Edmond Goglot. Le souvenir des rêves. Article paru dans la « Revue Philosophique de la France et de l’Etranger »,(Paris), XLII, juillet à août 1896, pp. 288-290.
Cité par Freud dans son ouvrage : La Science des rêves.
Edmond Goglot (1858-1935). Philosophe qui s’intéressa sur le tard à la sociologie. Il soutiendra sa thèse en 1898 : Essai sur la classification des sciences. Comme philosophe il contribua au renouvellement de la théorie de la démonstration.
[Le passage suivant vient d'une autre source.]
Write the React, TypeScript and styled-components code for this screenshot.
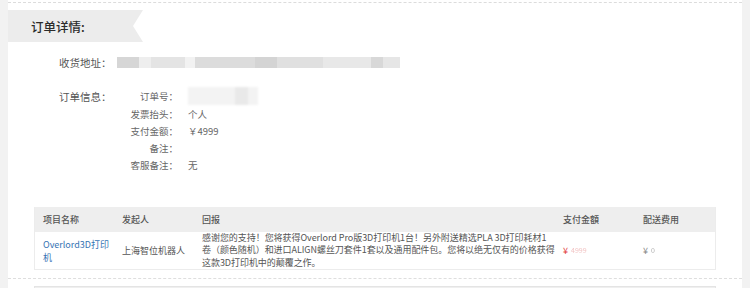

Ses réflexions sur le rêve se résument à seulement trois petits articles, mais qui firent date.
— Le souvenir des rêves. 1896. « Revue Philosophique de la France et de l’Etranger », (Paris), 1896.
— Le souvenir du rêve. 1897. « Revue Philosophique de la France et de l’Etranger », (Paris), 1897. [en ligne sur notre site]
— Analyse d’un rêve. 1922. « Revue Philosophique de la France et de l’Etranger », (Paris), 1922.
[p. 288]
LE SOUVENIR DES RÊVES
« Le rêve, a-t-on dit, est la pensée du sommeil. » A-t-on jamais songé à mettre en doute l’exactitude de cette formule ? Je pense qu’il convient de la modifier, et de dire : « Le rêve dont on se souvient est la pensée du réveil. »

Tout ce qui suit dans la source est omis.